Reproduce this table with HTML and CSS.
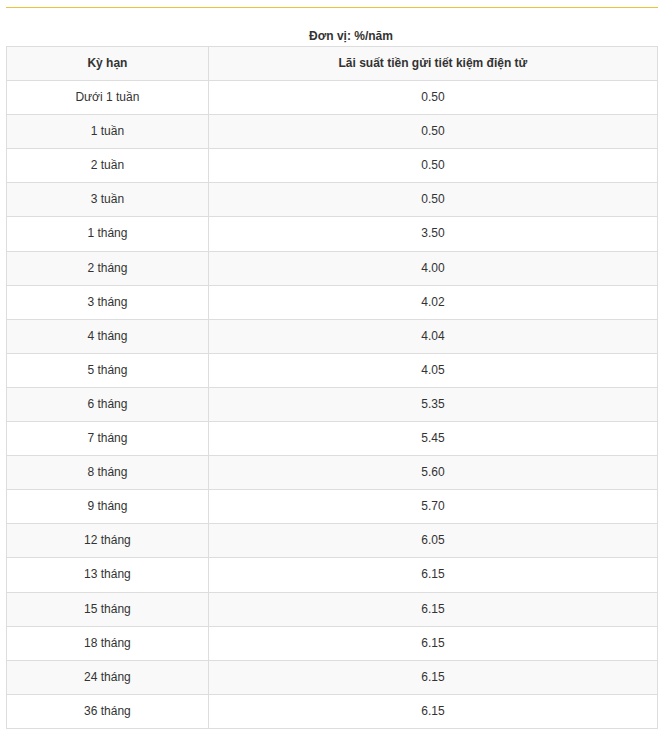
FILE: index.html
```html
<!DOCTYPE html>
<html lang="vi">
<head>
<meta charset="utf-8">
<link rel="stylesheet" href="styles.css">
</head>
<body>
<div class="page">
  <div class="rule"></div>
  <table class="rates">
    <caption class="unit">Đơn vị: %/năm</caption>
    <thead>
      <tr><th class="col-term">Kỳ hạn</th><th>Lãi suất tiền gửi tiết kiệm điện tử</th></tr>
    </thead>
    <tbody>
      <tr><td>Dưới 1 tuần</td><td>0.50</td></tr>
      <tr><td>1 tuần</td><td>0.50</td></tr>
      <tr><td>2 tuần</td><td>0.50</td></tr>
      <tr><td>3 tuần</td><td>0.50</td></tr>
      <tr><td>1 tháng</td><td>3.50</td></tr>
      <tr><td>2 tháng</td><td>4.00</td></tr>
      <tr><td>3 tháng</td><td>4.02</td></tr>
      <tr><td>4 tháng</td><td>4.04</td></tr>
      <tr><td>5 tháng</td><td>4.05</td></tr>
      <tr><td>6 tháng</td><td>5.35</td></tr>
      <tr><td>7 tháng</td><td>5.45</td></tr>
      <tr><td>8 tháng</td><td>5.60</td></tr>
      <tr><td>9 tháng</td><td>5.70</td></tr>
      <tr><td>12 tháng</td><td>6.05</td></tr>
      <tr><td>13 tháng</td><td>6.15</td></tr>
      <tr><td>15 tháng</td><td>6.15</td></tr>
      <tr><td>18 tháng</td><td>6.15</td></tr>
      <tr><td>24 tháng</td><td>6.15</td></tr>
      <tr><td>36 tháng</td><td>6.15</td></tr>
    </tbody>
  </table>
</div>
</body>
</html>
```
FILE: styles.css
```css
html, body {
  margin: 0;
  padding: 0;
  background: #fff;
}
.page {
  padding: 7px 8px 0 6px;
  font-family: "Liberation Sans", Arial, sans-serif;
  font-size: 12px;
  color: #333;
}
.rule {
  height: 1px;
  background: #f0c23b;
}
.rates {
  width: 100%;
  border-collapse: collapse;
  margin-top: 19px;
}
.unit {
  font-weight: bold;
  text-align: center;
  line-height: 18px;
  padding-left: 38px;
  padding-bottom: 1px;
}
.rates th,
.rates td {
  border: 1px solid #ddd;
  text-align: center;
  padding: 8px;
  line-height: 17.1px;
}
.rates th {
  font-weight: bold;
  background: #f9f9f9;
}
.col-term {
  width: 31%;
}
.rates tbody tr:nth-child(even) td {
  background: #f9f9f9;
}
```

(EXERCISE INSTRUCTIONS) Repeat the data above exactly, but not the pictures.

(ANSWER IN FULL)
Reproduce this table with HTML and CSS.
FILE: index.html
```html
<!DOCTYPE html>
<html lang="vi">
<head>
<meta charset="utf-8">
<link rel="stylesheet" href="styles.css">
</head>
<body>
<div class="page">
  <div class="rule"></div>
  <table class="rates">
    <caption class="unit">Đơn vị: %/năm</caption>
    <thead>
      <tr><th class="col-term">Kỳ hạn</th><th>Lãi suất tiền gửi tiết kiệm điện tử</th></tr>
    </thead>
    <tbody>
      <tr><td>Dưới 1 tuần</td><td>0.50</td></tr>
      <tr><td>1 tuần</td><td>0.50</td></tr>
      <tr><td>2 tuần</td><td>0.50</td></tr>
      <tr><td>3 tuần</td><td>0.50</td></tr>
      <tr><td>1 tháng</td><td>3.50</td></tr>
      <tr><td>2 tháng</td><td>4.00</td></tr>
      <tr><td>3 tháng</td><td>4.02</td></tr>
      <tr><td>4 tháng</td><td>4.04</td></tr>
      <tr><td>5 tháng</td><td>4.05</td></tr>
      <tr><td>6 tháng</td><td>5.35</td></tr>
      <tr><td>7 tháng</td><td>5.45</td></tr>
      <tr><td>8 tháng</td><td>5.60</td></tr>
      <tr><td>9 tháng</td><td>5.70</td></tr>
      <tr><td>12 tháng</td><td>6.05</td></tr>
      <tr><td>13 tháng</td><td>6.15</td></tr>
      <tr><td>15 tháng</td><td>6.15</td></tr>
      <tr><td>18 tháng</td><td>6.15</td></tr>
      <tr><td>24 tháng</td><td>6.15</td></tr>
      <tr><td>36 tháng</td><td>6.15</td></tr>
    </tbody>
  </table>
</div>
</body>
</html>
```
FILE: styles.css
```css
html, body {
  margin: 0;
  padding: 0;
  background: #fff;
}
.page {
  padding: 7px 8px 0 6px;
  font-family: "Liberation Sans", Arial, sans-serif;
  font-size: 12px;
  color: #333;
}
.rule {
  height: 1px;
  background: #f0c23b;
}
.rates {
  width: 100%;
  border-collapse: collapse;
  margin-top: 19px;
}
.unit {
  font-weight: bold;
  text-align: center;
  line-height: 18px;
  padding-left: 38px;
  padding-bottom: 1px;
}
.rates th,
.rates td {
  border: 1px solid #ddd;
  text-align: center;
  padding: 8px;
  line-height: 17.1px;
}
.rates th {
  font-weight: bold;
  background: #f9f9f9;
}
.col-term {
  width: 31%;
}
.rates tbody tr:nth-child(even) td {
  background: #f9f9f9;
}
```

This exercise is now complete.